Wer aktuell den großen Oberlichtsaal des Kunstvereins betritt, sieht zuerst einen goldfarbenen Vorhang, der den Blick auf den roten Teppich – beides Teil des speziell dafür konstruierten Settings – sowie auf das dahinter befindliche Video versperrt. Der Film ist „nicht Archiv, sondern Teil meiner Arbeit, mit dem die Ausstellungsorte miteinander verbunden sind“, betont die Künstlerin. Deutlich wird dies auch in Karlsruhe, denn Bekan inszenierte eine Probe in genanntem Setting ihrer jüngsten Performance „Throw Like a Girl“ (2022), die sonst über das Video in den Ausstellungsraum gespielt wird. Künstlerinnen und Soldatinnen trafen mehrfach aufeinander und erörterten die Verbindungen, die zwischen Kunst, Feminismus und Konflikten bestehen, aber auch die Möglichkeiten jeder Einzelnen für die persönliche Entwicklung und Emanzipation in bis heute recht männerdominierten und doch gänzlich unterschiedlichen Lebenswelten. Die Arbeit zeigt prototypisch, dass sich die in den Niederlanden lebende gebürtige Serbin seit vielen Jahren mit Frauen auseinandersetzt, die in ungewöhnlichen, schwierigen, nicht weiblich konnotierten Kontexten arbeiten, die dadurch zu „Unruhestiftern“ werden, „weil sie sich mit ihrer Art, in der Umgebung, in der sie sich befinden, in Widerspruch zu gängigen Frauenbildern befinden“. Damit untersucht Bekan nicht nur Rollenmodelle, sondern auch ihre Funktion und wie sie scheitern können: „Dabei stimuliert die Umgebung den Prozess“.

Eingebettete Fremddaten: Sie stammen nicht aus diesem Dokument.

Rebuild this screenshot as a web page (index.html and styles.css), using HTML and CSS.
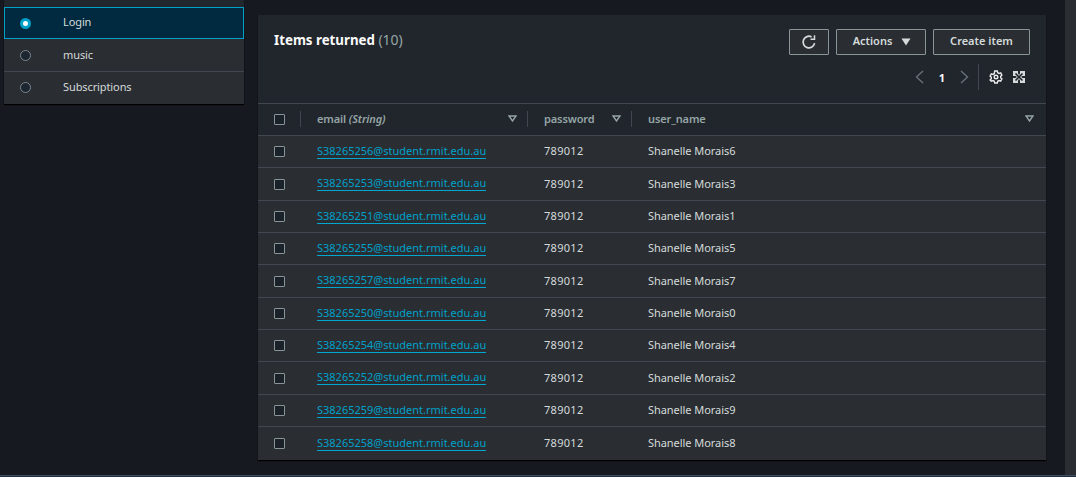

Konkret sieht das im Badischen Kunstverein so aus, dass es im Waldstraßensaal zudem eine Bühne für ihr neuestes Performance-Projekt gibt. Dort begegnen Frauen aus dem Europäischen Ausbildungszentrum für nukleare Sicherheit am Joint Research Centre in Karlsruhe Künstlerinnen und Künstlern. Sie tauschen sich über ihre Berufe und Lebensentwürfe aus. Gleichzeitig lenkt Bekan den Blick auf eine EU-Institution mit hohem Prestige und geringem Bekanntheitsgrad. Hierarchie, berufliche Aufgabe, soziale Stellung werden in den „öffentlichen Proben“ negiert zugunsten einer Zusammenkunft, bei der getanzt, geredet und gelacht wird, bei der eine „kollektive Intimität“ entsteht, die das Private wie das Öffentliche kritisch hinterfragt. Das dabei entstehende Filmmaterial wird dann wiederum in der nächsten Ausstellung präsentiert und schlägt den Bogen von einer zur anderen Institution. Zugleich beinhaltet diese Vorgehensweise das Moment der Unfertigkeit, weil die Vollendung der Performance in anderem Medium und an anderem Ort stattfindet. Selbstermächtigung und Selbstorganisation, Fürsorge und Solidarität sind wichtige Aspekte der Arbeit von Maja Bekan Arbeit, egal, ob es sich um die eigene Familie, Soldatinnen oder Wissenschaftlerinnen handelt – Hauptsache, sie sind Fremde im Kunstbetrieb, befinden sich in einem anderen Lebenskonzept.